The humanist approach that Rogers adopted toward architecture contains many lessons that we in Hawai'i would be wise to heed as the construction boom continues, changing the character of both our skyline and streets.

Cities are for living and must be friendly to the gathering of people, says Rogers. Implicit in that is a readiness to compromise, to forsake the unyielding rigidity of hard structures for the softer, more accommodating contours of meeting places where people can feel comfortable in what surrounds them.

There is much science in architecture, but Rogers invites us to express that science using all the stratagems of modernist art.

In Hawai'i, with its own distinctive island art of living, we must be mindful that what we do as architects and designers is less a triumph of individualism and more an expression of community. Here, where we are blessed with the wonderful trade winds, with blue skies and lush greenery, we are in a position to be a leader for the rest of the world in how we conceive of our living and work spaces.

The call to demonstrate architectural leadership is one that becomes doubly urgent when combined with the challenge to respond to global warming and the need to protect the Islands' fragile environment.

Situated where we are in the middle of the Pacific Ocean, we are uniquely placed to demonstrate, both to the Asia-Pacific region and to the Mainland as well as to the rest of the world, that we know how to bring the inside and the outside together.

We know how to integrate public and private spaces.
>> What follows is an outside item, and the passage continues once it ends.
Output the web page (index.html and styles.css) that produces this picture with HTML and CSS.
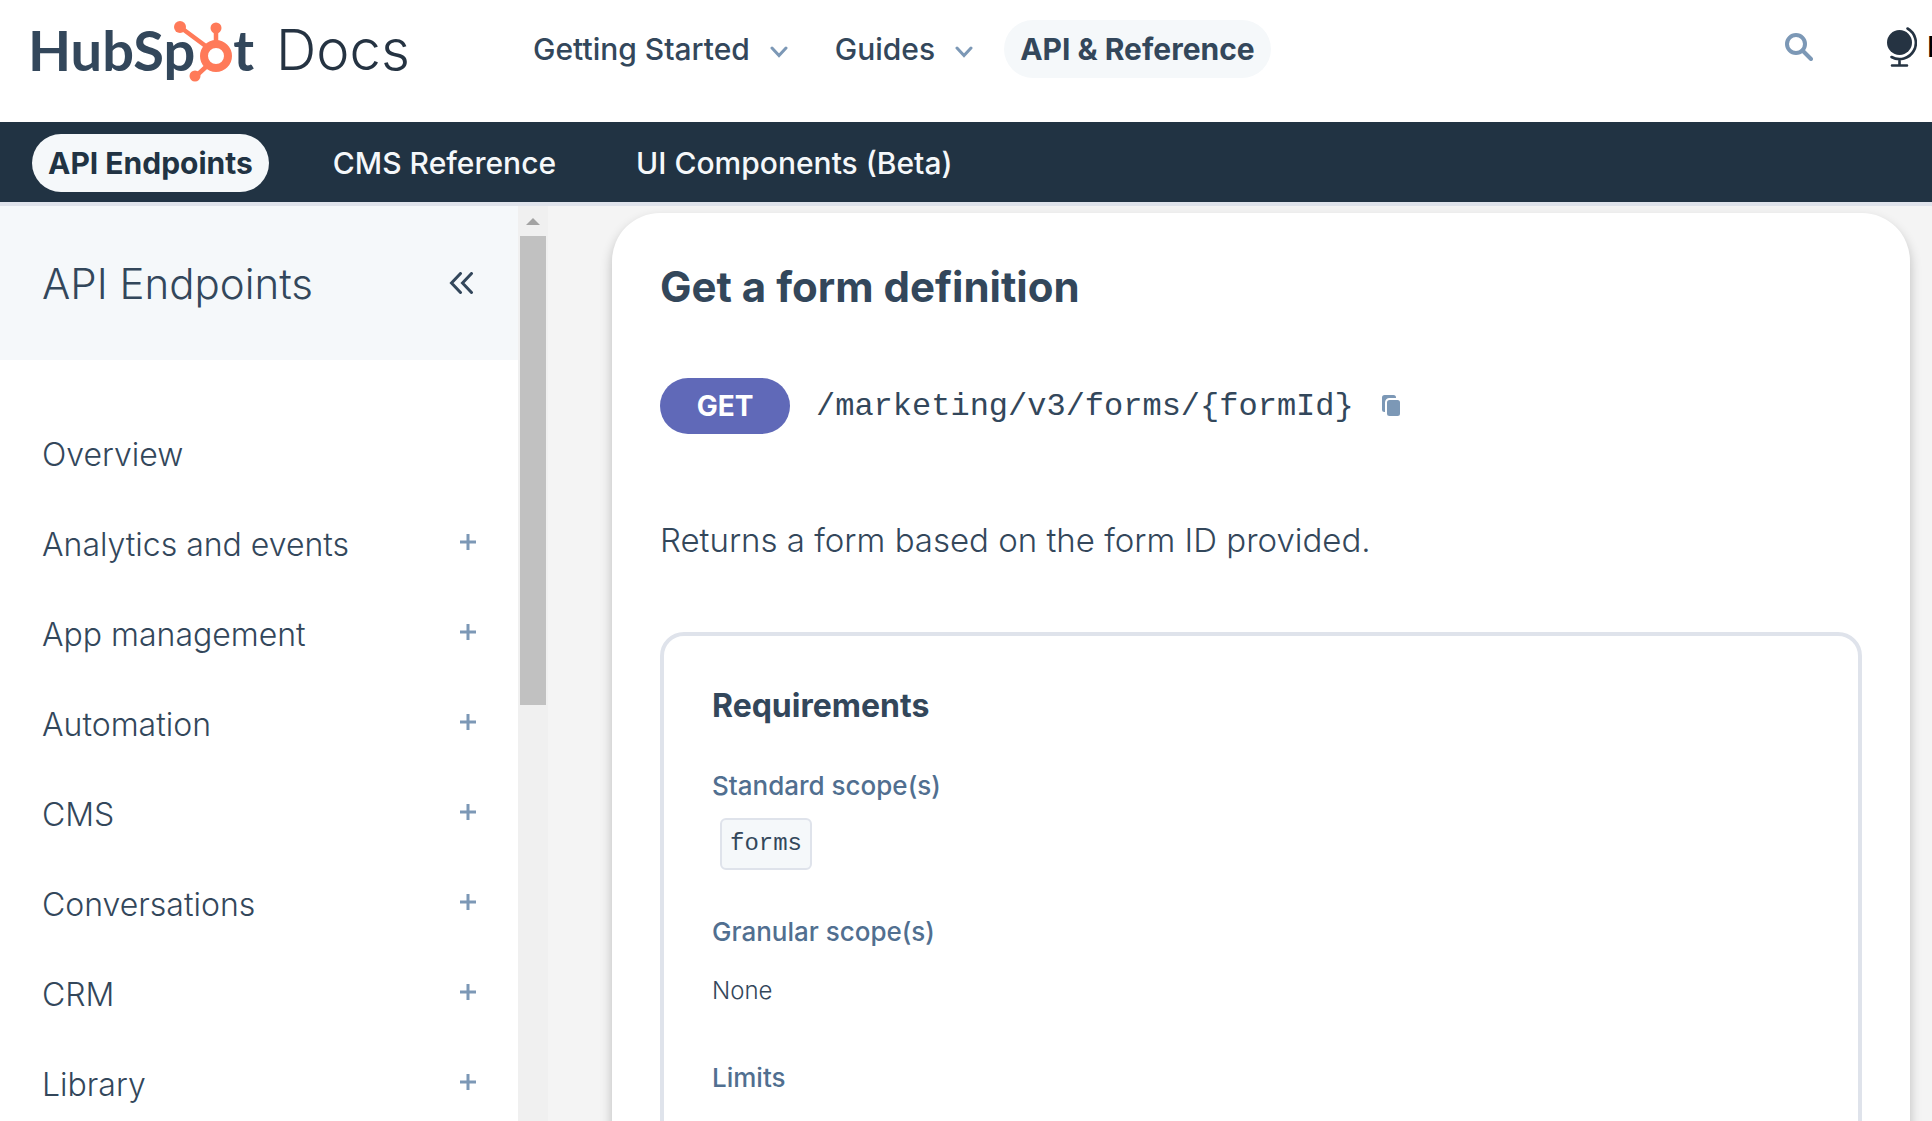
FILE: index.html
```html
<!DOCTYPE html>
<html lang="en">
<head>
<meta charset="utf-8">
<meta name="viewport" content="width=device-width, initial-scale=1">
<title>Get a form definition | HubSpot Docs</title>
<link rel="stylesheet" href="styles.css">
</head>
<body>
<header class="site-header">
  <a class="logo" href="#" aria-label="HubSpot Docs">
    <span class="logo-word">HubSp</span>
    <svg class="logo-sprocket" viewBox="0 2 38 64" aria-hidden="true">
      <g fill="none" stroke="#ff7a59">
        <circle cx="21" cy="40" r="12" stroke-width="8"/>
        <path d="M21 27V12M12 31L-15 11M13 49L0 61" stroke-width="4.5"/>
      </g>
      <g fill="#ff7a59">
        <circle cx="-15" cy="11" r="6"/>
        <circle cx="21" cy="12" r="5.5"/>
        <circle cx="0" cy="60" r="5.5"/>
      </g>
    </svg>
    <span class="logo-word">t</span>
    <span class="logo-docs">Docs</span>
  </a>
  <nav class="main-nav" aria-label="Main">
    <a class="nav-link" href="#">Getting Started
      <svg class="caret" viewBox="0 0 18 12" aria-hidden="true"><path d="M2 2l7 7.500L16 2"/></svg>
    </a>
    <a class="nav-link" href="#">Guides
      <svg class="caret" viewBox="0 0 18 12" aria-hidden="true"><path d="M2 2l7 7.500L16 2"/></svg>
    </a>
    <a class="nav-link is-active" href="#">API &amp; Reference</a>
  </nav>
  <div class="tools">
    <button class="icon-button" type="button" aria-label="Search">
      <svg class="search-icon" viewBox="0 0 28 28" aria-hidden="true"><circle cx="11" cy="11" r="9"/><path d="M17.500 17.500L26 26"/></svg>
    </button>
    <button class="language" type="button">
      <svg class="globe" viewBox="0 0 30 40" aria-hidden="true">
        <circle cx="12.500" cy="15.500" r="12.500" fill="#253342"/>
        <path d="M20.500 1.500A16 16 0 1 1 4.500 30M12.500 32.500V38M5 38.500H20" fill="none" stroke="#253342" stroke-width="2.600" stroke-linecap="round"/>
      </svg>
      English
    </button>
  </div>
</header>
<nav class="sub-nav" aria-label="API and reference">
  <a class="sub-link is-active" href="#">API Endpoints</a>
  <a class="sub-link" href="#">CMS Reference</a>
  <a class="sub-link" href="#">UI Components (Beta)</a>
</nav>
<div class="page">
  <aside class="sidebar">
    <div class="sidebar-head">
      <h2 class="sidebar-title">API Endpoints</h2>
      <button class="icon-button" type="button" aria-label="Collapse sidebar">
        <svg class="collapse" viewBox="0 0 25 22" aria-hidden="true"><path d="M11.500 1.500L2.500 11l9 9.500M22.500 1.500L13.500 11l9 9.500"/></svg>
      </button>
    </div>
    <ul class="tree">
      <li class="tree-item"><a href="#">Overview</a></li>
      <li class="tree-item"><a href="#">Analytics and events</a><button class="icon-button" type="button" aria-label="Expand Analytics and events"><svg class="plus" viewBox="0 0 16 16"><path d="M8 0v16M0 8h16"/></svg></button></li>
      <li class="tree-item"><a href="#">App management</a><button class="icon-button" type="button" aria-label="Expand App management"><svg class="plus" viewBox="0 0 16 16"><path d="M8 0v16M0 8h16"/></svg></button></li>
      <li class="tree-item"><a href="#">Automation</a><button class="icon-button" type="button" aria-label="Expand Automation"><svg class="plus" viewBox="0 0 16 16"><path d="M8 0v16M0 8h16"/></svg></button></li>
      <li class="tree-item"><a href="#">CMS</a><button class="icon-button" type="button" aria-label="Expand CMS"><svg class="plus" viewBox="0 0 16 16"><path d="M8 0v16M0 8h16"/></svg></button></li>
      <li class="tree-item"><a href="#">Conversations</a><button class="icon-button" type="button" aria-label="Expand Conversations"><svg class="plus" viewBox="0 0 16 16"><path d="M8 0v16M0 8h16"/></svg></button></li>
      <li class="tree-item"><a href="#">CRM</a><button class="icon-button" type="button" aria-label="Expand CRM"><svg class="plus" viewBox="0 0 16 16"><path d="M8 0v16M0 8h16"/></svg></button></li>
      <li class="tree-item"><a href="#">Library</a><button class="icon-button" type="button" aria-label="Expand Library"><svg class="plus" viewBox="0 0 16 16"><path d="M8 0v16M0 8h16"/></svg></button></li>
    </ul>
  </aside>
  <div class="scrollbar" aria-hidden="true">
    <svg class="scroll-up" viewBox="0 0 30 30"><path d="M15 12L22 19H8z" fill="#a3a3a3"/></svg>
    <div class="scroll-track"><div class="scroll-thumb"></div></div>
  </div>
  <main class="content">
    <article class="card">
      <h1 class="endpoint-title">Get a form definition</h1>
      <div class="endpoint">
        <span class="method">GET</span>
        <code class="path">/marketing/v3/forms/{formId}</code>
        <button class="icon-button" type="button" aria-label="Copy path">
          <svg class="copy" viewBox="0 0 18 22" aria-hidden="true"><rect x="0" y="0" width="14" height="17" rx="2.500"/><rect class="copy-front" x="4" y="4" width="15" height="18" rx="3.500"/></svg>
        </button>
      </div>
      <p class="summary">Returns a form based on the form ID provided.</p>
      <section class="requirements">
        <h2 class="requirements-title">Requirements</h2>
        <h3 class="label">Standard scope(s)</h3>
        <div class="value"><code class="scope">forms</code></div>
        <h3 class="label">Granular scope(s)</h3>
        <div class="value">None</div>
        <h3 class="label">Limits</h3>
      </section>
    </article>
  </main>
</div>
</body>
</html>
```
FILE: styles.css
```css
* { box-sizing: border-box; }

body {
  margin: 0;
  height: 100vh;
  display: flex;
  flex-direction: column;
  overflow: hidden;
  background: #fff;
  color: #33475b;
  font-family: Inter, "Liberation Sans", sans-serif;
  font-weight: 300;
}

h1, h2, h3, p, ul { margin: 0; padding: 0; }
a { color: inherit; text-decoration: none; white-space: nowrap; }
svg { display: block; flex: none; }

button {
  padding: 0;
  border: 0;
  background: none;
  font: inherit;
  color: inherit;
}

.icon-button { display: flex; flex: none; }

/* Header */
.site-header {
  flex: none;
  display: flex;
  align-items: flex-start;
  height: 122px;
  padding: 20px 0 0 28px;
  overflow: hidden;
}

.logo {
  display: flex;
  flex: none;
  width: 489px;
  height: 60px;
  align-items: center;
  font-size: 56px;
  line-height: 60px;
}

.logo-word { font-family: Lato, sans-serif; font-weight: 700; }
.logo-sprocket { width: 38px; height: 64px; overflow: visible; }

.logo-docs {
  margin-left: 22px;
  color: #253342;
}

.main-nav { display: flex; gap: 15px; }

.nav-link {
  display: flex;
  align-items: center;
  gap: 20px;
  height: 58px;
  padding: 0 16px;
  border-radius: 29px;
  font-size: 30px;
  font-weight: 500;
}

.nav-link.is-active { background: #f5f8fa; font-weight: 700; }

.caret {
  width: 18px;
  height: 12px;
  margin-top: 6px;
  fill: none;
  stroke: #7c98b6;
  stroke-width: 3;
  stroke-linecap: round;
}

.tools {
  display: flex;
  align-items: center;
  gap: 74px;
  height: 54px;
  margin-left: auto;
  margin-right: -92px;
}

.search-icon {
  width: 28px;
  height: 28px;
  fill: none;
  stroke: #7c98b6;
  stroke-width: 4;
  stroke-linecap: round;
}

.language {
  display: flex;
  align-items: center;
  gap: 10px;
  color: #000;
  font-size: 28px;
  font-weight: 500;
}

.globe { width: 30px; height: 40px; }

/* Secondary navigation */
.sub-nav {
  flex: none;
  display: flex;
  align-items: center;
  gap: 48px;
  height: 84px;
  padding: 2px 32px 0;
  background: #213343;
  border-bottom: 4px solid #dfe3eb;
  color: #f5f8fa;
}

.sub-link {
  height: 58px;
  padding: 0 16px;
  border-radius: 29px;
  font-size: 30px;
  font-weight: 500;
  line-height: 58px;
}

.sub-link.is-active { background: #f5f8fa; color: #213343; font-weight: 700; }

/* Body */
.page { flex: 1; display: flex; min-height: 0; }

.sidebar { flex: none; width: 518px; overflow: hidden; }

.sidebar-head {
  display: flex;
  align-items: center;
  justify-content: space-between;
  height: 154px;
  padding: 0 44px 0 42px;
  background: #f5f8fa;
}

.sidebar-title { font-size: 42px; font-weight: 300; }

.collapse {
  width: 25px;
  height: 22px;
  fill: none;
  stroke: #33475b;
  stroke-width: 3;
  stroke-linecap: round;
}

.tree { padding: 49px 42px; list-style: none; }

.tree-item {
  display: flex;
  align-items: center;
  justify-content: space-between;
  height: 90px;
  font-size: 32px;
}

.plus {
  width: 16px;
  height: 16px;
  margin-bottom: 4px;
  stroke: #7c98b6;
  stroke-width: 3;
}

.scrollbar {
  flex: none;
  display: flex;
  flex-direction: column;
  width: 30px;
  background: #f0f0f0;
}

.scroll-up { width: 30px; height: 30px; }
.scroll-track { flex: 1; padding: 0 2px; }
.scroll-thumb { height: 53%; background: #c1c1c1; }

.content {
  flex: 1;
  min-width: 0;
  padding: 7px 22px 0 64px;
  overflow: hidden;
  background: #f4f4f4;
}

.card {
  padding: 48px;
  border-radius: 48px;
  background: #fff;
  box-shadow: 0 6px 12px rgba(0, 0, 0, 0.24);
}

.endpoint-title {
  font-size: 42px;
  font-weight: 700;
  line-height: 52px;
}

.endpoint {
  display: flex;
  align-items: center;
  gap: 26px;
  margin-top: 65px;
}

.method {
  width: 130px;
  height: 56px;
  border-radius: 28px;
  background: #6069b8;
  color: #fff;
  font-size: 28px;
  font-weight: 700;
  line-height: 56px;
  text-align: center;
}

.path {
  font-family: "Liberation Mono", monospace;
  font-size: 32px;
  font-weight: 400;
}

.endpoint .icon-button { margin-left: 2px; }
.copy { width: 18px; height: 22px; fill: #7c98b6; overflow: visible; }
.copy-front { stroke: #fff; stroke-width: 2; }

.summary {
  margin-top: 82px;
  font-size: 33px;
  line-height: 48px;
}

.requirements {
  min-height: 640px;
  margin-top: 68px;
  padding: 48px;
  border: 4px solid #dfe3eb;
  border-radius: 24px;
}

.requirements-title {
  margin-bottom: 36px;
  font-size: 32px;
  font-weight: 700;
  line-height: 44px;
}

.label {
  color: #516f90;
  font-size: 26px;
  font-weight: 500;
  line-height: 44px;
}

.value {
  display: flex;
  align-items: center;
  height: 72px;
  margin-bottom: 30px;
  font-size: 24px;
}

.scope {
  height: 52px;
  margin-left: 8px;
  padding: 0 8px;
  border: 2px solid #dfe3eb;
  border-radius: 6px;
  background: #f5f8fa;
  font-family: "Liberation Mono", monospace;
  font-weight: 400;
  line-height: 48px;
}
```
We know how to blend future technologies with our past, and we know how to serve the changing needs of those who use the buildings we design.

In so doing, we will be providing a model for professional excellence that also complements local traditions and the unique qualities of Hawai'i in an organic, culturally sensitive way.

This is a call for more formal rigor, not less. The kind of professional rigor that makes us mindful of what we must do to reach for the sky while keeping our feet firmly on the ground and our eye on our neighbor's well-being.

If we can do that, we would have learned well the lessons offered by the career of this year's Pritzker Architecture Prize laureate, and we'd be helping make Hawai'i a better gathering place for all.

Matthew Goyke is president and principal architect of Green Sand Inc. and has been a practicing architect in Hawai'i for 18 years. He wrote this commentary for The Advertiser.